Près de mille fêtards déguisés en tigres ont envahi samedi les rues de la petite ville de Chilapa (sud) pour la fête colorée de la "Tigrada", organisée cette année dans un contexte de violence entre cartels.
Portant des masques de félins, traînant une chaîne métallique qu'ils font parfois claquer sur le sol, "rugissant" par moments pour effrayer les passants, les "Tigres" implorent ainsi Tepeyollotl, le dieu Jaguar, de leur apporter la pluie et des récoltes abondantes.
Mais cette lointaine tradition, que certains font remonter à l'époque pré-hispanique, a revêtu cette année une dimension particulière. Les autorités avaient demandé l'annulation pure et simple du défilé et la mairie, qui faisait habituellement participer ses 500 employés déguisés en félins, avait annoncé qu'elle ne se joindrait pas au cortège, jugé trop risqué. Une rumeur circulait : "ils" allaient revenir.
- 300 hommes armés et 14 disparus -
Durant cinq jours en mai, 300 hommes armés venus des montagnes alentour ont occupé Chilapa. Prétendant faire partie d'un groupe d'autodéfense, ils ont fait régner la terreur sans que l'armée ni la police n'interviennent.
Cette milice voulait la tête du chef du cartel de Los Rojos, surnommé El Chaparro, qui contrôlerait cette ville de 25.000 habitants. "Au début, ils ont dit qu'ils étaient venus faire la justice car ils avaient été victimes de cette bande criminelle. Mais après nous avons eu des soupçons" se souvient une habitante. Lorsqu'ils sont repartis de Chilapa, au moins 14 hommes avaient disparu, selon des proches des victimes.
Selon des témoins, ces hommes armés étaient affiliés à un cartel rival des Rojos, celui de Los Ardillos. "Ces groupes criminels sont très violents. () Ils se disputent la production d'héroïne et de pavot cultivé dans les montagnes de cette région", explique Raul Benitez Manaut, expert en sécurité à l'Université nationale autonome du Mexique (Unam).
Dans un tel contexte, la Tigrada a pris cette année une dimension particulière, servant d?exutoire aux habitants sous tension, mais leur permettant aussi d'exprimer leur refus de la violence.
"Il n'était pas question qu'on ne participe à notre fête", explique Antonio Garcia Hernandez, 59 ans, tout en enfilant sa tenue orange tachetée et un impressionnant masque en bois, dans sa maison où trône un Jésus de deux mètres de haut en tunique blanche. "La Tigrada, c'est la tradition, la fête du peuple, la fête de nos quartiers".
- Maintenir la tradition -
Les "Tigres" déambulent dans les rues étroites, effrayant les enfants et faisant sourire les habitants sur le pas des portes. Quelques femmes se sont déguisées aussi, modernisant ainsi une tradition jusqu'alors réservée aux hommes.

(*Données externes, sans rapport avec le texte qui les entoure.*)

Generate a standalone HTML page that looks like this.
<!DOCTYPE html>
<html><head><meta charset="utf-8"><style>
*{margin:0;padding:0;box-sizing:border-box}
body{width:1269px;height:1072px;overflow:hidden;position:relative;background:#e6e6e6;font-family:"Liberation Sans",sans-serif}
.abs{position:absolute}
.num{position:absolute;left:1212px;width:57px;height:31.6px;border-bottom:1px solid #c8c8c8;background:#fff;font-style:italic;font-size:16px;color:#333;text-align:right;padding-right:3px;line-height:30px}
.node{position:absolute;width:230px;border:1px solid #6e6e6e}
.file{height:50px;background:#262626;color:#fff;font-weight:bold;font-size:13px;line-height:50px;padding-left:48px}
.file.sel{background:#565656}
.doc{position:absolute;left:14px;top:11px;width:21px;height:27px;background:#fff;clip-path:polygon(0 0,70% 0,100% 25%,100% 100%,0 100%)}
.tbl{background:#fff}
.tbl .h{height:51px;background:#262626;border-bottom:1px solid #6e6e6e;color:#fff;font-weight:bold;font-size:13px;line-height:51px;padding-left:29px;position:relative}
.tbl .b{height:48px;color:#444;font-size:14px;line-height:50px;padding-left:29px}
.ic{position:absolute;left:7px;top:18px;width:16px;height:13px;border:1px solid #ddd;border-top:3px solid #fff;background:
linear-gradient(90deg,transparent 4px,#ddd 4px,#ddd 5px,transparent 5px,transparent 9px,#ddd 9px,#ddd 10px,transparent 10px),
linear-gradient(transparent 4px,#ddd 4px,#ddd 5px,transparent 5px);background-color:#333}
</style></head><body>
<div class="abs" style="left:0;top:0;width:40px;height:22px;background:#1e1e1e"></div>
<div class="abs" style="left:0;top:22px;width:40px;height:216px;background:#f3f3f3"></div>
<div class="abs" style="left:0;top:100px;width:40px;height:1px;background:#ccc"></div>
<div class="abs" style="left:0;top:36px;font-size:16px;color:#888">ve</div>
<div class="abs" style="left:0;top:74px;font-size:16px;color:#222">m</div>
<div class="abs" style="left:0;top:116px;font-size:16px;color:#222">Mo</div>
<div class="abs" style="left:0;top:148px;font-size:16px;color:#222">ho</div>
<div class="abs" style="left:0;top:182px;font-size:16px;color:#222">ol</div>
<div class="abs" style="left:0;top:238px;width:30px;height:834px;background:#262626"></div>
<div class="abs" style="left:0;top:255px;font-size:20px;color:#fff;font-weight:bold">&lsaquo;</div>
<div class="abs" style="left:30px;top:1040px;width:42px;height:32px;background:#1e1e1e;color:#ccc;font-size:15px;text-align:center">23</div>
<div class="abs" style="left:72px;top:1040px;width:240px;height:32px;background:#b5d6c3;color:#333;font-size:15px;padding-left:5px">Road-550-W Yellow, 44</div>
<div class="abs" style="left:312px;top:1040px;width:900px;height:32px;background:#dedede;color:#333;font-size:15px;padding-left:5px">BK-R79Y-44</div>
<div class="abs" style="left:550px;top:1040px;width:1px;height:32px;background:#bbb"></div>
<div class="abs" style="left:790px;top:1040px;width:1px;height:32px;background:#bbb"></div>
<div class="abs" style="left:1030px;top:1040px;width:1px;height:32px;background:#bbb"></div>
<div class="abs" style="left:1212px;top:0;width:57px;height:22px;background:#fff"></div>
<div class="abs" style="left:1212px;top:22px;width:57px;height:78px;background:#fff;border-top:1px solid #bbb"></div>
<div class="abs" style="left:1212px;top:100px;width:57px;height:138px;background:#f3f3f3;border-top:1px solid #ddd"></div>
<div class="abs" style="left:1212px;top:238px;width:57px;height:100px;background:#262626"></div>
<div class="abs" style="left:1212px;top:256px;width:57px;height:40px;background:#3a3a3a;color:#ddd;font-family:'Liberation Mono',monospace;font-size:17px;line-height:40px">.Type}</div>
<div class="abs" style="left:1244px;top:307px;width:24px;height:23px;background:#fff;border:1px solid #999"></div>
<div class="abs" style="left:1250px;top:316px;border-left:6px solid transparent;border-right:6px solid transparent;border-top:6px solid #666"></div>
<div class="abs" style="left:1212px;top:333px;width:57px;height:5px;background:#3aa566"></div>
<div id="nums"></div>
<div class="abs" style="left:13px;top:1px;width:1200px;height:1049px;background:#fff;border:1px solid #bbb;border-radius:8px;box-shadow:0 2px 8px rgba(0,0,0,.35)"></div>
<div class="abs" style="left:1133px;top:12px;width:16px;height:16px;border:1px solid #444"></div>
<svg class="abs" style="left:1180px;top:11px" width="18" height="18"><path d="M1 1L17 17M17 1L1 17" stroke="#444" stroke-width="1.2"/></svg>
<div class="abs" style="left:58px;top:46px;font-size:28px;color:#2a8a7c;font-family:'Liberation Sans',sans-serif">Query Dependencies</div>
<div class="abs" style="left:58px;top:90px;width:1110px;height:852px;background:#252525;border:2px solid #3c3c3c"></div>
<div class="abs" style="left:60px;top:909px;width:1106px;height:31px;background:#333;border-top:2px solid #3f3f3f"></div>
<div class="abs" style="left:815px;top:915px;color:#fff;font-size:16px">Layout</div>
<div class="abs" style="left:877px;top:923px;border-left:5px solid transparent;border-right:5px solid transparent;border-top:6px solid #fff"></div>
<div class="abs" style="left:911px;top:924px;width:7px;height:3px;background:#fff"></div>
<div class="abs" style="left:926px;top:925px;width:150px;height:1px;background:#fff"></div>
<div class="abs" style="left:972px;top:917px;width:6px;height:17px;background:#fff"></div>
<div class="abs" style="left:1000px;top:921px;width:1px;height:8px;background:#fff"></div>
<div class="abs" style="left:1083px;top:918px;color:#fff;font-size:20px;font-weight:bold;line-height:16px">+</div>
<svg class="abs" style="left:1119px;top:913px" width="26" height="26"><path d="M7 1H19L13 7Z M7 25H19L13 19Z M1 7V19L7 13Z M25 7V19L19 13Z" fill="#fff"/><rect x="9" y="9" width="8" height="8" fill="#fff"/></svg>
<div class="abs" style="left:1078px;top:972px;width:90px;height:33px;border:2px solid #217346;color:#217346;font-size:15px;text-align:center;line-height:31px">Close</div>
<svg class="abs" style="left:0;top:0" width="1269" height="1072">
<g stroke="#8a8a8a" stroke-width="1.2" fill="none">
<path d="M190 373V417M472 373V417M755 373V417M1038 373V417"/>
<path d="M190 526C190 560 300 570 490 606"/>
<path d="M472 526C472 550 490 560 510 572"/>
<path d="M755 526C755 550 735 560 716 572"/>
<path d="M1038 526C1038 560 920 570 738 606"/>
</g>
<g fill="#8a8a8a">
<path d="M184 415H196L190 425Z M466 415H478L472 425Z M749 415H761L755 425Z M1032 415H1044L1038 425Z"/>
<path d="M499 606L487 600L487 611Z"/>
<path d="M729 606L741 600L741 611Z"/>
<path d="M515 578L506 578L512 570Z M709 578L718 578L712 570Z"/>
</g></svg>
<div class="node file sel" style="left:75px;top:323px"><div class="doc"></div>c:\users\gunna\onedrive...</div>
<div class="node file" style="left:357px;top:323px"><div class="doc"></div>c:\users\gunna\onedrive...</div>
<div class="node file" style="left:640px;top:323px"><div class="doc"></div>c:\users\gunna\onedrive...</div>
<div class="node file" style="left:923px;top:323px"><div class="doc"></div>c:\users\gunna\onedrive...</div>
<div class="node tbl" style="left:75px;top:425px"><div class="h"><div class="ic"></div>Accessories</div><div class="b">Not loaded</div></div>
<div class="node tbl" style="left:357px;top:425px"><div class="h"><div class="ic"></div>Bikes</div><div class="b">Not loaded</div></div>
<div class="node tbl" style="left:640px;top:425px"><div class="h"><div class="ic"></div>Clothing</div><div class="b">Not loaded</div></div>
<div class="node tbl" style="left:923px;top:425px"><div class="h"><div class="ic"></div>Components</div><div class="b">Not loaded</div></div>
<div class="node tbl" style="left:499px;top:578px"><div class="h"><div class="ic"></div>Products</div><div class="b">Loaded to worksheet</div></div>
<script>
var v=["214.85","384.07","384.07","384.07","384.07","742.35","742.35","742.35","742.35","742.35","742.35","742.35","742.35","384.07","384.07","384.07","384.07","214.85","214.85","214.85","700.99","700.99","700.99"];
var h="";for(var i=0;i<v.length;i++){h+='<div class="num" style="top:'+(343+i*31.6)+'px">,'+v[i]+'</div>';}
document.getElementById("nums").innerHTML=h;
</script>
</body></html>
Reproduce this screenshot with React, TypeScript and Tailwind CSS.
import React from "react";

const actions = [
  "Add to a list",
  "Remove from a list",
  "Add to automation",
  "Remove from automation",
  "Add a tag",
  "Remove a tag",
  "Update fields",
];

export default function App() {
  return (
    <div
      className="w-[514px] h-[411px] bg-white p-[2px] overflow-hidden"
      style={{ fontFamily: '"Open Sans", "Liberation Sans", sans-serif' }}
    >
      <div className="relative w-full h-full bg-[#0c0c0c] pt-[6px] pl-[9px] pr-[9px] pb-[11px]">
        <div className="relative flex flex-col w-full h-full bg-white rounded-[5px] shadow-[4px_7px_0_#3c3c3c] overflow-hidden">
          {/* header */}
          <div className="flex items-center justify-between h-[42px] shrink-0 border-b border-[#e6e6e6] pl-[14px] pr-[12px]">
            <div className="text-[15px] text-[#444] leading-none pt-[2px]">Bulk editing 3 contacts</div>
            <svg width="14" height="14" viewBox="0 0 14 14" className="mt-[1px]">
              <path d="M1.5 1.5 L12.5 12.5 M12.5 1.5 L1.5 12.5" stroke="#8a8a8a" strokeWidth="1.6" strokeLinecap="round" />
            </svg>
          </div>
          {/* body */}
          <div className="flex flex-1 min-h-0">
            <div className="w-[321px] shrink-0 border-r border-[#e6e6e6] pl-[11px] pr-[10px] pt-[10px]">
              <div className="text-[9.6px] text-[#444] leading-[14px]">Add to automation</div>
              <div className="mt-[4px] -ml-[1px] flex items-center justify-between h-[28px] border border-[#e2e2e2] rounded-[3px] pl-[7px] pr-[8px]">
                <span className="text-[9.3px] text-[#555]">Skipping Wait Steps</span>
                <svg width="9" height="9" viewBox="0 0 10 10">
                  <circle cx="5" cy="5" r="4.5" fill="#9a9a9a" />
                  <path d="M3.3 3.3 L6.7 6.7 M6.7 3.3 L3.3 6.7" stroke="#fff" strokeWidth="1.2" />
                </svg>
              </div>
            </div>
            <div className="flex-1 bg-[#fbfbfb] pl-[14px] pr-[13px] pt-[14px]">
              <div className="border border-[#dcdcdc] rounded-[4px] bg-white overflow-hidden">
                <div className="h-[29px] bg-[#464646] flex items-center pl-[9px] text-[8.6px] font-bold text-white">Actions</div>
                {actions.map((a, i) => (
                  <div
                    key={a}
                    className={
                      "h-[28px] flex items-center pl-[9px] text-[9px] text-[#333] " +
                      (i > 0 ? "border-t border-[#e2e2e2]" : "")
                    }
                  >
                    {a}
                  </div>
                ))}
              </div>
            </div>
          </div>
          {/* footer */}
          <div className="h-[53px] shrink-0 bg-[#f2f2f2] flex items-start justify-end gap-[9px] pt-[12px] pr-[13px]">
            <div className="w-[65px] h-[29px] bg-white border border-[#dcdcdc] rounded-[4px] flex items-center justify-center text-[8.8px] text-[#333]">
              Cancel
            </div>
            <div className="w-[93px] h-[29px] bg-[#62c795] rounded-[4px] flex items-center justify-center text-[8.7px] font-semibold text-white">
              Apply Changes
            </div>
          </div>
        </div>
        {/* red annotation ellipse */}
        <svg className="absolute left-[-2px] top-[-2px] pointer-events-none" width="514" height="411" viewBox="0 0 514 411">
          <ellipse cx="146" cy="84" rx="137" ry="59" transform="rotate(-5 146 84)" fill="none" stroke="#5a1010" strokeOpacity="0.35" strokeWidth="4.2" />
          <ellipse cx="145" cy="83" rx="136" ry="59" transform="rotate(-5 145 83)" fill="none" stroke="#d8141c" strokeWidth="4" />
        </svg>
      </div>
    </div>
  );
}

"C'était important de maintenir cette fête malgré la violence", assure Jesus Cara, un restaurateur de 71 ans, pour qui "enfiler le costume de tigre est honneur".
L'Etat de Guerrero est l'un des plus pauvres du Mexique et le principal producteur d'héroïne du pays, selon Raul Benitez Manaut. Or "cette demande est actuellement en constante augmentation aux Etats-Unis", selon le chercheur.
Le 8 juillet, six personnes étaient tuées lors d'affrontements et deux jours plus tard, une fusillade entre la police et un groupe armé provoquait la mort de sept personnes dont un policier en plein centre-ville. Un couvre-feu était alors été mis en place par les habitants.
En juin, à la veille des élections municipales, c'était le candidat à Chilapa du Parti révolutionnaire institutionnel (PRI) du président Peña Nieto, Ulises Fabian Quiroz, qui était abattu aux abords de la mairie.
Face à un tel déferlement de violence, la foule est néanmoins plus éparse dans les rues pour cette Tigrada 2015. "Environ deux fois moins", estime une habitante sur la place centrale de la ville.
Montés à l'arrière d'un pick-up, des policiers restent à l'affût, leur mitrailleuse pointée en direction du joyeux défilé.